3. Special ground 6 of the amended motion for new trial assigns error, as to the movant John Nelson Anthony, on a charge of the court to the effect that one has a right to prevent a felonious assault upon one's brother and that shooting under such circumstances would be justifiable. This charge was given by the court for the benefit of the defendant Joseph Washington, whose brother, Sam Washington, was wounded in the affray, and is alleged to have been prejudicial to Anthony, who did not happen to be provided with a brother at the time, on the ground that it left the jury "without any guide as to the duty of the jury to said defendant Anthony, not a brother." The charge as given was not error for any reason assigned, since Anthony could not possibly be helped or hurt by the jury's action in sustaining or rejecting a special defense urged by his co-defendant. He was undoubtedly aware that Joseph and Sam Washington were brothers, and he could not deprive a co-defendant of a possible defense peculiar to the latter.

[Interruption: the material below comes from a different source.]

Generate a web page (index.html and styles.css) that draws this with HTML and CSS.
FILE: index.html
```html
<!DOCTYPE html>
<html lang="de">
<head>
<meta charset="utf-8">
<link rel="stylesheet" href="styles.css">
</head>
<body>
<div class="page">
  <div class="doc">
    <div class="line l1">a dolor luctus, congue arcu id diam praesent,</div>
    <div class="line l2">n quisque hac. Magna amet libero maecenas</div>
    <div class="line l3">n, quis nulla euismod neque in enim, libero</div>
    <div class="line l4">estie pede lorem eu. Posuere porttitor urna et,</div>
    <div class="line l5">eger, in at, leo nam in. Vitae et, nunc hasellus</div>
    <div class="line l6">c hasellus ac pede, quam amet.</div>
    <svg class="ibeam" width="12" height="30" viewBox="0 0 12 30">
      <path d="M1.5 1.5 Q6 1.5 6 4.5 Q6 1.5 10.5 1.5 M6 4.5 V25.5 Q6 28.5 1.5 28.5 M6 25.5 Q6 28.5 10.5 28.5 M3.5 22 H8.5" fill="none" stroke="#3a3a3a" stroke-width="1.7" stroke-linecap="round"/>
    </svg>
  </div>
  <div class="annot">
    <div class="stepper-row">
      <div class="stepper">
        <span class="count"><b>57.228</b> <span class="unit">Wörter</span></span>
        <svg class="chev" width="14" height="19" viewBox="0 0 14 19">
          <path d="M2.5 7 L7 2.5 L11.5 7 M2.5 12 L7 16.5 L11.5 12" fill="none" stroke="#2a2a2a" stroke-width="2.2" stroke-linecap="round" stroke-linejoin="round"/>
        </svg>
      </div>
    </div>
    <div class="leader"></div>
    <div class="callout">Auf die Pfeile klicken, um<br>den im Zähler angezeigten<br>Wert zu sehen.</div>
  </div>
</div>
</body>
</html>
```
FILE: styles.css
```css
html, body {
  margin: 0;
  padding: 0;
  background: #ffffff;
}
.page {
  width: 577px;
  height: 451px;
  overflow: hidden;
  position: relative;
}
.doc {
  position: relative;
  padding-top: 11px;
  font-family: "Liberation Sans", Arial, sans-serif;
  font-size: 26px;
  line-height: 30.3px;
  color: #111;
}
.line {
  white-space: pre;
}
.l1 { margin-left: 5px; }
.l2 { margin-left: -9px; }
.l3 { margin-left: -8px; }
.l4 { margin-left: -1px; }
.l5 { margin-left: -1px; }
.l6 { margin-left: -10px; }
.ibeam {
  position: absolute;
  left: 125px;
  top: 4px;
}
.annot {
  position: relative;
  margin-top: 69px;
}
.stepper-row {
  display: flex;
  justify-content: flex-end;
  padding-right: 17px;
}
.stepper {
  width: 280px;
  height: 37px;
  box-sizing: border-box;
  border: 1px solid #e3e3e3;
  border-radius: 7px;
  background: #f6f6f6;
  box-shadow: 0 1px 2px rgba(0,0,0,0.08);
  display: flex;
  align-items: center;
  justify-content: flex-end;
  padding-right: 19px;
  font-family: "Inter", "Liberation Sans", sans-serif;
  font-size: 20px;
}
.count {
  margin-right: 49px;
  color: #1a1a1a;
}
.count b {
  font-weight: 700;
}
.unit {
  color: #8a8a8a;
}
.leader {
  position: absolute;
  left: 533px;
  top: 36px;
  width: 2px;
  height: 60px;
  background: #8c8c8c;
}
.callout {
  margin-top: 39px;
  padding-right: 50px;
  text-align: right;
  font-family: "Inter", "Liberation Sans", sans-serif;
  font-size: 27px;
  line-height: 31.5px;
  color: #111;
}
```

Had he felt any prejudice would result therefrom, he could have elected to sever and be tried separately. This ground is without merit.

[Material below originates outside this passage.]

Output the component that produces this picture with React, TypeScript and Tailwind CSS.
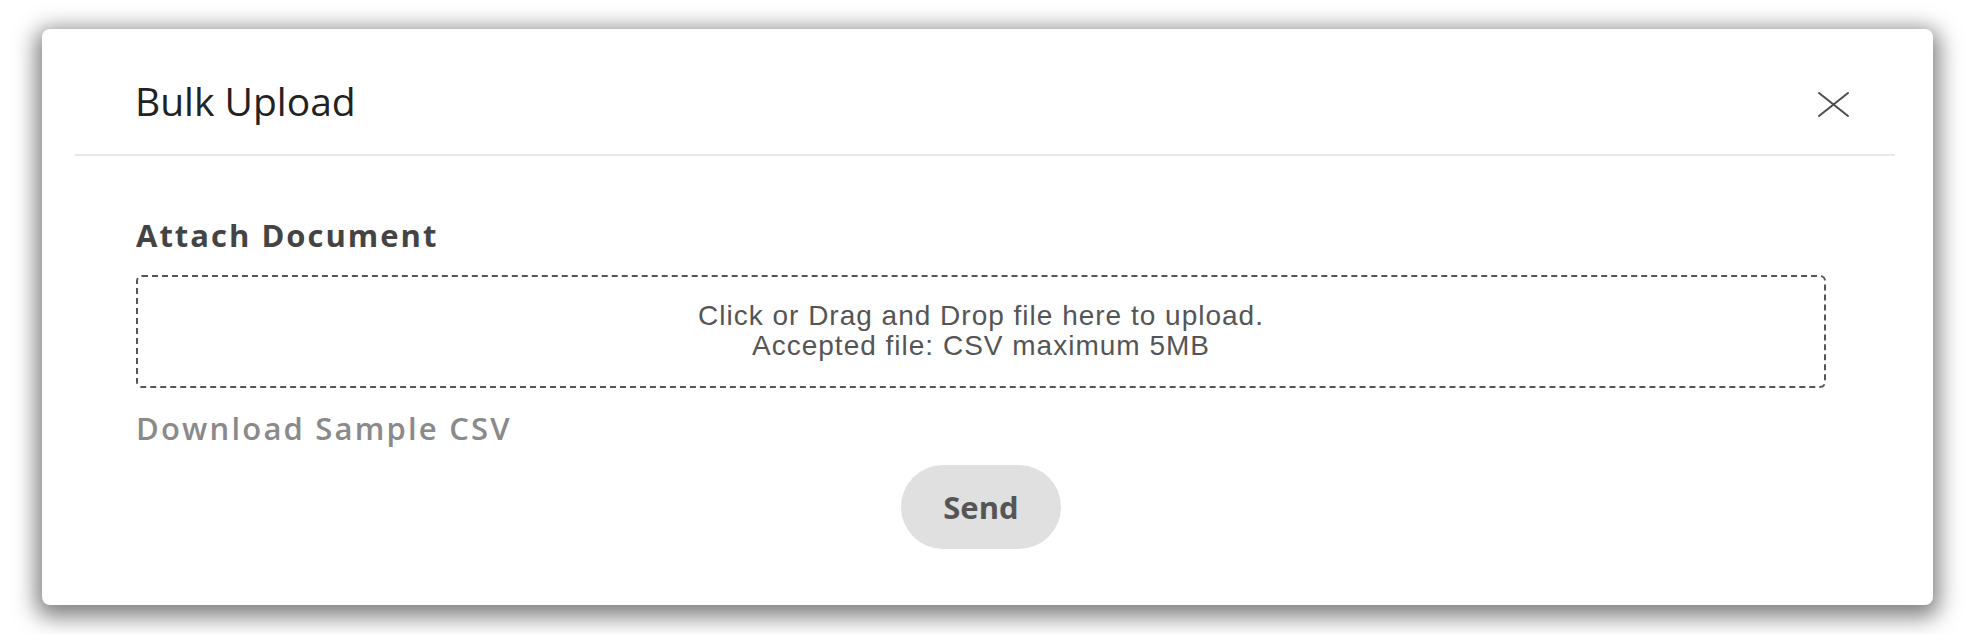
import React from "react";

const CloseIcon: React.FC = () => (
  <svg width="31" height="25" viewBox="0 0 31 25" fill="none">
    <path d="M1 1L30 24M30 1L1 24" stroke="#4d4d4d" strokeWidth="2" strokeLinecap="round" />
  </svg>
);

export default function App() {
  return (
    <div className="h-[634px] w-[1976px] overflow-hidden bg-white pl-[42px] pt-[29px]">
      <div className="flex h-[576px] w-[1891px] flex-col rounded-lg bg-white shadow-[0_6px_22px_6px_rgba(0,0,0,0.5)]">
        {/* header */}
        <div className="ml-[33px] mr-[38px] flex h-[127px] items-start justify-between border-b-2 border-[#e8e8e8] pl-[60px] pr-[46px] pt-[52px]">
          <h2 className="font-['Open_Sans',sans-serif] text-[39px] leading-none text-[#222]">Bulk Upload</h2>
          <button className="mt-[11px]" aria-label="Close">
            <CloseIcon />
          </button>
        </div>

        {/* body */}
        <div className="flex flex-col pl-[94px] pr-[107px] pt-[64px] font-['Open_Sans',sans-serif]">
          <label className="text-[31px] font-bold leading-none tracking-[2px] text-[#444]">Attach Document</label>
          <div className="mt-[24px] rounded-md border-2 border-dashed border-[#555] pb-[25px] pt-[24px] text-center font-['Liberation_Sans',Arial,sans-serif] text-[28px] leading-[30px] tracking-[1px] text-[#555]">
            <p>Click or Drag and Drop file here to upload.</p>
            <p>Accepted file: CSV maximum 5MB</p>
          </div>
          <a className="mt-[25px] text-[31px] font-semibold leading-none tracking-[2.2px] text-[#8a8a8a]">Download Sample CSV</a>
          <div className="mt-[21px] flex justify-center">
            <button className="h-[84px] w-[160px] rounded-full bg-[#e0e0e0] text-[31px] font-bold text-[#555]">Send</button>
          </div>
        </div>
      </div>
    </div>
  );
}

4. Counsel for the plaintiffs in error concedes that there was ample evidence to support the conviction of both defendants under count 2 of the indictments charging them with carrying a pistol without a license, but contends that there was no evidence which would authorize conviction of carrying concealed pistols. In regard to this, several witnesses testified that when the defendants and their friends arrived they saw no evidence of pistols. One witness saw them "pull them out of their bosoms and put them in their pockets when my mother was telling them to leave." This testimony was sufficient to sustain the conviction. See Williams v. State, 7 Ga. App. 33 (2) (65 S. E. 1097).
The trial court did not err in denying the motions for new trial as amended.
Judgment affirmed. Gardner, P. J., and Carlisle, J., concur.